- _Objective_: Reproduce each line bearing the word "this".

-- Begin --

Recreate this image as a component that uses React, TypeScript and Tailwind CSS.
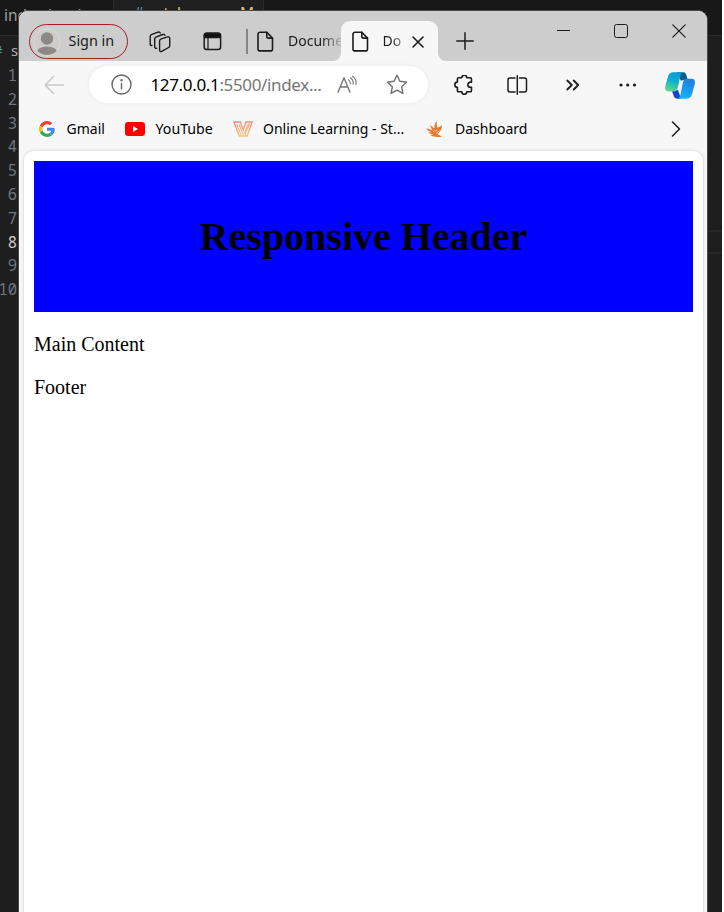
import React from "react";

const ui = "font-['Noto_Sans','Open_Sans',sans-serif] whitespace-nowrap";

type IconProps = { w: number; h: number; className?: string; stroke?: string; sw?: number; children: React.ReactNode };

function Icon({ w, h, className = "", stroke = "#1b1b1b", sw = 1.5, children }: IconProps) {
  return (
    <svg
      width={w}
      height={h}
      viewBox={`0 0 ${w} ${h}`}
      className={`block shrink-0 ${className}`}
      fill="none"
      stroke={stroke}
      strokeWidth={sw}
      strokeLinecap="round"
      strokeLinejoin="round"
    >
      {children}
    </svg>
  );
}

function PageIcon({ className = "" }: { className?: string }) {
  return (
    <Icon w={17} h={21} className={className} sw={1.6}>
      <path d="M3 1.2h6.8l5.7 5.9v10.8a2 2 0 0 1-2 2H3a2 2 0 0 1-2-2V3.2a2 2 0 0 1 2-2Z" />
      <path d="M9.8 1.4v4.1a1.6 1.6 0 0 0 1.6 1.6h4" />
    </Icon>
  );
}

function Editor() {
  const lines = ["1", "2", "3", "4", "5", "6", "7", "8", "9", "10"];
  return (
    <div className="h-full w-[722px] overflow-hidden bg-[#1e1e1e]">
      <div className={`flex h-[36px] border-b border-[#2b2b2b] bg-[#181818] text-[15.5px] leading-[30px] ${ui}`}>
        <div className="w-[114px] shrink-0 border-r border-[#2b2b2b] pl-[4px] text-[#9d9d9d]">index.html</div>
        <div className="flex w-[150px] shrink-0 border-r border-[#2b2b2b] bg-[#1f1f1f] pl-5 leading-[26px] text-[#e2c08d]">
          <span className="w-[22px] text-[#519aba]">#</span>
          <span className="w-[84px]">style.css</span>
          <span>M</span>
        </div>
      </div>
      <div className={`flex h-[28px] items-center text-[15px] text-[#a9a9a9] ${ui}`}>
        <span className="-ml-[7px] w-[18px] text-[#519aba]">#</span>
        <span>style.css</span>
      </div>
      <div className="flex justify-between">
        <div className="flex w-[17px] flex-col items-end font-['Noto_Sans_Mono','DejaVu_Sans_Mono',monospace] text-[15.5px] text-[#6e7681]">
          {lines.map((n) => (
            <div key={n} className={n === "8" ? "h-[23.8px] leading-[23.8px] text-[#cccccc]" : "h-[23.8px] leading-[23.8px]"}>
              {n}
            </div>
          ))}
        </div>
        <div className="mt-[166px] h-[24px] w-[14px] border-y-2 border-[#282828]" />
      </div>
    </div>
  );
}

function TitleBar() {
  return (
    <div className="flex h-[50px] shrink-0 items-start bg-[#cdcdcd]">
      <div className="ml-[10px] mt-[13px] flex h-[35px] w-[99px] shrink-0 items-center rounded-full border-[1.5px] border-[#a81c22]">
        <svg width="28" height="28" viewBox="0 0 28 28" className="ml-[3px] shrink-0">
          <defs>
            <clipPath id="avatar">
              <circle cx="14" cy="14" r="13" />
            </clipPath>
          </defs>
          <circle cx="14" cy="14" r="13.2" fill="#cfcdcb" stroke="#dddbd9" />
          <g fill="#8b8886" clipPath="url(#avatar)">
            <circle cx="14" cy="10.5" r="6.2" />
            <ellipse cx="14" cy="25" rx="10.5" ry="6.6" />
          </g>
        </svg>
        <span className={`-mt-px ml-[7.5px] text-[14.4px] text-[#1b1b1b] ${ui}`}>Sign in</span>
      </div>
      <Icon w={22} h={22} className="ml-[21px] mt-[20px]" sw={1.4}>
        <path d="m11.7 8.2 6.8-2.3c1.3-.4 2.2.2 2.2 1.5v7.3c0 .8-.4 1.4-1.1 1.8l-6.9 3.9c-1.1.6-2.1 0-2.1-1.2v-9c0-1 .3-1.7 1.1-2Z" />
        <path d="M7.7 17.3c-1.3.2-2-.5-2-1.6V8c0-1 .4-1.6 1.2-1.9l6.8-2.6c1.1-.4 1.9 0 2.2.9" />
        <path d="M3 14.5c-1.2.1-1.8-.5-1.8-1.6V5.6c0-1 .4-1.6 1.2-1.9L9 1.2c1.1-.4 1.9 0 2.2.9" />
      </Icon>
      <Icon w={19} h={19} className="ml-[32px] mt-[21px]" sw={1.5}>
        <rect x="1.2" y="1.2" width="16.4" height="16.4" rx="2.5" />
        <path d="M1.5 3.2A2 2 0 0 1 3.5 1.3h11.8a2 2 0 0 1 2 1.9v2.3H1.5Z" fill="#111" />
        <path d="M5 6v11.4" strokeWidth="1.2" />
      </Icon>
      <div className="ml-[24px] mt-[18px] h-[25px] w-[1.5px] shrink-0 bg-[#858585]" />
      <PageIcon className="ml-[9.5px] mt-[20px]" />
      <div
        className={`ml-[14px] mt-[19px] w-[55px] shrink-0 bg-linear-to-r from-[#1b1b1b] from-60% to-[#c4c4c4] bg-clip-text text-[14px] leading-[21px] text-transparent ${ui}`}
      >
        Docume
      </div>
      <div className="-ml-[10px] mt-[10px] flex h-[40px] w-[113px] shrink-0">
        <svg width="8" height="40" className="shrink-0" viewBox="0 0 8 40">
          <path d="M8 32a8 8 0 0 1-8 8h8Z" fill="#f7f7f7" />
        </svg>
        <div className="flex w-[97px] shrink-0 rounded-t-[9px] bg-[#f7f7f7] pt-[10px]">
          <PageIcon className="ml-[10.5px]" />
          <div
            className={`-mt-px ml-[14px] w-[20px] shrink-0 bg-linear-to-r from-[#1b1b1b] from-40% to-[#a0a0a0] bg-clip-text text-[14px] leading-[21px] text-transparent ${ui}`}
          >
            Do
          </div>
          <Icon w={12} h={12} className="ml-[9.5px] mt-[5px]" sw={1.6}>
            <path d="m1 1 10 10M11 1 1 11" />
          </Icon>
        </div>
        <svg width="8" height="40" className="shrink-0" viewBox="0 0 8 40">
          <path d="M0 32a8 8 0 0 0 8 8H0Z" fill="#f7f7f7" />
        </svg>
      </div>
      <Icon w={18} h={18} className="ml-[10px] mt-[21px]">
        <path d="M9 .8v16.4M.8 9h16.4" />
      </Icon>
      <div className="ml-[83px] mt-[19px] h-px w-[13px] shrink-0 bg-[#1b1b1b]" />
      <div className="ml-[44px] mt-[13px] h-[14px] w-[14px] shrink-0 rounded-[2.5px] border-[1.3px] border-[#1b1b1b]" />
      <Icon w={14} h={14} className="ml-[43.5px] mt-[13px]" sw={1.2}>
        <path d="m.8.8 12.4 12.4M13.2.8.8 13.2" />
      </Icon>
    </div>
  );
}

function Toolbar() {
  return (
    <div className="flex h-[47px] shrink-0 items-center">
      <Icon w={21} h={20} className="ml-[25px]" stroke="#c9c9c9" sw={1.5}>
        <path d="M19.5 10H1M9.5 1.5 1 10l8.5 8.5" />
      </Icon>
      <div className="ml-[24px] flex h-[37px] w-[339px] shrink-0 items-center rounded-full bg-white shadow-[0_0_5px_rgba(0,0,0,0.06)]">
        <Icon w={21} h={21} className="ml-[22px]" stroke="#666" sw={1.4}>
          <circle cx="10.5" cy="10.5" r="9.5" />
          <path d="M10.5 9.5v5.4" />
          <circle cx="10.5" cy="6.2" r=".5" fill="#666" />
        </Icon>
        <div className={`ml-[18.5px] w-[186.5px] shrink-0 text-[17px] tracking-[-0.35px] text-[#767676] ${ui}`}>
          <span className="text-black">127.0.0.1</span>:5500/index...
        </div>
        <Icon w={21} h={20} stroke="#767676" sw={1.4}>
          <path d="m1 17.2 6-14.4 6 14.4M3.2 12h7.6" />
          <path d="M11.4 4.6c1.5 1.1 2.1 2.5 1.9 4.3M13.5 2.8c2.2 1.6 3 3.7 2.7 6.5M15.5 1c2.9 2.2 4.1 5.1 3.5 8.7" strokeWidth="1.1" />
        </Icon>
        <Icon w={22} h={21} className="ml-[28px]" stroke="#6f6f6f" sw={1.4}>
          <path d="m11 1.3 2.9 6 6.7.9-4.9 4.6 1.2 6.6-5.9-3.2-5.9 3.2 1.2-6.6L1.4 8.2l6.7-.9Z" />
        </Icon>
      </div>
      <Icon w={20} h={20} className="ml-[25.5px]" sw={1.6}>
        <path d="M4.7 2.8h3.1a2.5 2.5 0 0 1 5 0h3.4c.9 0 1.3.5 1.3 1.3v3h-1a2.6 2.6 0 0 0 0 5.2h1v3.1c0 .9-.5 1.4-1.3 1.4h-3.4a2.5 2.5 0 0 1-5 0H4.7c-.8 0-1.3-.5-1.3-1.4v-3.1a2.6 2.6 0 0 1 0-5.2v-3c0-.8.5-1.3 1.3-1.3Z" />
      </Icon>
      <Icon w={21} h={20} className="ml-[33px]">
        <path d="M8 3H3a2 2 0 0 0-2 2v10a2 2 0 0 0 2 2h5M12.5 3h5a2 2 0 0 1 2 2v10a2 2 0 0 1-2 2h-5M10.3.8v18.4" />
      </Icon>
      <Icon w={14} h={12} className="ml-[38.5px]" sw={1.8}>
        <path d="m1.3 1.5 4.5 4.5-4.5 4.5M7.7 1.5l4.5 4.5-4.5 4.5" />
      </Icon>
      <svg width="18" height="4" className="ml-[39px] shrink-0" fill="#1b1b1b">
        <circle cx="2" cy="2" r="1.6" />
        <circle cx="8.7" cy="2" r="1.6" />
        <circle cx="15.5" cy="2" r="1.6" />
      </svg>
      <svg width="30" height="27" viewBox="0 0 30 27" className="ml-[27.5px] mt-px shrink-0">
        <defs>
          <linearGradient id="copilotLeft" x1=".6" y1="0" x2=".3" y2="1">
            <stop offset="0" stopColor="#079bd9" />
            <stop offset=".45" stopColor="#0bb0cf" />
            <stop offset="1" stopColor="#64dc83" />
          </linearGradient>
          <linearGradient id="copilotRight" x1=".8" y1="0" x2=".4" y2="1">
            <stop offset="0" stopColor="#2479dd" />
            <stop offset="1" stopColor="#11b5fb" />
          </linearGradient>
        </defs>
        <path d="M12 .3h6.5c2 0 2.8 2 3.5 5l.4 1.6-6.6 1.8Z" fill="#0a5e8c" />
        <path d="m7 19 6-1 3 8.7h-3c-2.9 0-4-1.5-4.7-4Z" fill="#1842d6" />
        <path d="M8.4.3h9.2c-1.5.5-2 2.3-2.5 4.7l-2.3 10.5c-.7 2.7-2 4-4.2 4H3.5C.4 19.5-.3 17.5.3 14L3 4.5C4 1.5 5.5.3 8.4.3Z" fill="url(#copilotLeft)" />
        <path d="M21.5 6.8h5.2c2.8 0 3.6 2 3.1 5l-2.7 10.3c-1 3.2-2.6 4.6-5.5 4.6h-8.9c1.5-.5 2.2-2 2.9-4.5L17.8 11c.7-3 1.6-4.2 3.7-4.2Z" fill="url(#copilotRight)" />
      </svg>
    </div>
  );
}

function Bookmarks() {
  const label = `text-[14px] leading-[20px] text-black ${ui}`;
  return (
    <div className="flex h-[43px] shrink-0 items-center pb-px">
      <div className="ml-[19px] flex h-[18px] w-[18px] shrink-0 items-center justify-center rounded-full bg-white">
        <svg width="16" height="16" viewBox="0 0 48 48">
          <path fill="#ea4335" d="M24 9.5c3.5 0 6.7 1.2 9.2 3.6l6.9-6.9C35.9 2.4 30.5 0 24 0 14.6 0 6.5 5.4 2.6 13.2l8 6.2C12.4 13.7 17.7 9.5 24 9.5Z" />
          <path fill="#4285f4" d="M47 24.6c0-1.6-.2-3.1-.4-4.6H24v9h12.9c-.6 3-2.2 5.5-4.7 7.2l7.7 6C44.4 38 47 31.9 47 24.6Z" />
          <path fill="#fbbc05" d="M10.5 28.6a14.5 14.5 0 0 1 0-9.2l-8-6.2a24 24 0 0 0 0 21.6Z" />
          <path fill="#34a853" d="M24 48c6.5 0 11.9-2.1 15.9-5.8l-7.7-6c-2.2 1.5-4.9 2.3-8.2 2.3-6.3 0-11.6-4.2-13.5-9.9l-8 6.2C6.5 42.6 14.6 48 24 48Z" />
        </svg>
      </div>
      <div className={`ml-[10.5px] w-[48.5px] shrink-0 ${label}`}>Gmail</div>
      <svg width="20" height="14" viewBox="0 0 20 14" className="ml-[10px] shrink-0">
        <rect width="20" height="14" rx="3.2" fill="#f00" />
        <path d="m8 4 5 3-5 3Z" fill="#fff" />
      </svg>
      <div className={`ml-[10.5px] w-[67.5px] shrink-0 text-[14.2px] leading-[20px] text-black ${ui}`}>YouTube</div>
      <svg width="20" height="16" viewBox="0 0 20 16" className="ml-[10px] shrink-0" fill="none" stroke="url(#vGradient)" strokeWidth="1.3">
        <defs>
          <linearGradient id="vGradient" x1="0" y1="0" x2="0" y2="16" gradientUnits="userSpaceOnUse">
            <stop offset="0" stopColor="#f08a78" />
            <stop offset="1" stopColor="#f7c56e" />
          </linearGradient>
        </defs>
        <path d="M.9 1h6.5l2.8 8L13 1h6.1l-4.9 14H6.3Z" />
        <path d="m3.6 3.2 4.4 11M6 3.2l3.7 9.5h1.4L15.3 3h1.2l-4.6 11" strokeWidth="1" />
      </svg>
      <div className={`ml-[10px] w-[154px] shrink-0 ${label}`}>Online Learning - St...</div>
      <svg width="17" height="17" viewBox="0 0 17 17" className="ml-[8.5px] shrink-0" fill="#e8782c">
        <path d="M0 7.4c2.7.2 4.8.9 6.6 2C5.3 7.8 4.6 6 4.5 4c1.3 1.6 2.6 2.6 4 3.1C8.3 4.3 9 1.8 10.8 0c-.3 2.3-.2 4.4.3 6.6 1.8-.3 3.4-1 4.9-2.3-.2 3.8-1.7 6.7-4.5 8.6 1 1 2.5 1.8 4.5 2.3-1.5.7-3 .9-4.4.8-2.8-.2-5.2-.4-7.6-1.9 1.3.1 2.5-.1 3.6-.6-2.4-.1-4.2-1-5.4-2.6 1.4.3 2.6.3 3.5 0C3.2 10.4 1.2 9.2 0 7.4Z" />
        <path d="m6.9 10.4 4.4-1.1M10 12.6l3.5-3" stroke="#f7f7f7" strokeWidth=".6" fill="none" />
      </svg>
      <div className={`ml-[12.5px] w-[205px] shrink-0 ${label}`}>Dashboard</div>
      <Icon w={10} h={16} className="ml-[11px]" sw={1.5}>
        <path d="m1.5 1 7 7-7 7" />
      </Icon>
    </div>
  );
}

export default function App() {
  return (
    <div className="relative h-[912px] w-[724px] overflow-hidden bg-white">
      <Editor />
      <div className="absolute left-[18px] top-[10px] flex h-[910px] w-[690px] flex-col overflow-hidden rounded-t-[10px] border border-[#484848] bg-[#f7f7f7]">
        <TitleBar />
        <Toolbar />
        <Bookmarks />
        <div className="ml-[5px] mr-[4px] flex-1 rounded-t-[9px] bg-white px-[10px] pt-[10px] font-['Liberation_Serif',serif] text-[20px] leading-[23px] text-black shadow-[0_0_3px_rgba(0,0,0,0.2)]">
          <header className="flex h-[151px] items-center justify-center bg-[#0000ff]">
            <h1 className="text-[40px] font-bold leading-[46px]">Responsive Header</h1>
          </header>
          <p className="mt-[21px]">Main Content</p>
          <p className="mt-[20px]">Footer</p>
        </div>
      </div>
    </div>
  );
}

-- End --
-- Begin --

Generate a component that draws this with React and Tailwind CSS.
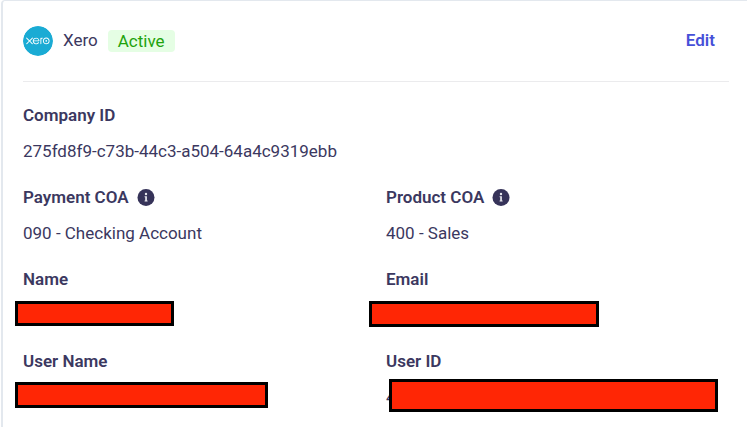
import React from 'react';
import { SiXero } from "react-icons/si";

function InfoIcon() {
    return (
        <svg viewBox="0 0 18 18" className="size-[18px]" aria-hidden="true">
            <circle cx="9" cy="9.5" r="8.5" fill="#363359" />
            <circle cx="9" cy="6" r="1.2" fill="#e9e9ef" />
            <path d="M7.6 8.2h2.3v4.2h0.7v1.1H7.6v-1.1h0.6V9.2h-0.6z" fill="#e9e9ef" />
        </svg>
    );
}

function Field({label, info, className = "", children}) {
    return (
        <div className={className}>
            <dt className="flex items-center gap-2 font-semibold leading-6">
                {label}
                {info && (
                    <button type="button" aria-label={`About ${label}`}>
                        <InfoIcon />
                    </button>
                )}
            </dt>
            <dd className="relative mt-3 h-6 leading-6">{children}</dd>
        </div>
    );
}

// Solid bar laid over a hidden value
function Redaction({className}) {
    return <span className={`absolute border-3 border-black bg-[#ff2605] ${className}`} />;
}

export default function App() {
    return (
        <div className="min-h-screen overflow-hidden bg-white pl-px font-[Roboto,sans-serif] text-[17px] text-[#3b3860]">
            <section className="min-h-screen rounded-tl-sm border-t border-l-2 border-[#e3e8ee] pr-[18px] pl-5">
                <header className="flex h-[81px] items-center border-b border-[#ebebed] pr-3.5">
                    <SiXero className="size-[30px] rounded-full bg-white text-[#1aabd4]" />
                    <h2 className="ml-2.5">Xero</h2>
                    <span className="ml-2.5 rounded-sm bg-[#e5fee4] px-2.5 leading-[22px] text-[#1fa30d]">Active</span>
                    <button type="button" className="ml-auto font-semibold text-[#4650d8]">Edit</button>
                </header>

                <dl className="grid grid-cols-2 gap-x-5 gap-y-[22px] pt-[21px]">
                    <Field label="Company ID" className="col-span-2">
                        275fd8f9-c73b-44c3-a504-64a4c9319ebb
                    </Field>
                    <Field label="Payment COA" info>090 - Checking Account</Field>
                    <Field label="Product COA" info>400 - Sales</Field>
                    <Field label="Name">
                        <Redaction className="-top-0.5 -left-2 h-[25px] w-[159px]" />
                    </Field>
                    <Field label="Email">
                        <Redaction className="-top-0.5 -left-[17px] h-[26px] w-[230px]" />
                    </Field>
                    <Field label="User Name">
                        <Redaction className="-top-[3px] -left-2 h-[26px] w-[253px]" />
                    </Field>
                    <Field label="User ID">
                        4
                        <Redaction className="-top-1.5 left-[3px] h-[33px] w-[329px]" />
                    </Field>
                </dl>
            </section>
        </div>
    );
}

-- End --

- _Full output_:
Recreate this image as a component that uses React, TypeScript and Tailwind CSS.
Generate a component that draws this with React and Tailwind CSS.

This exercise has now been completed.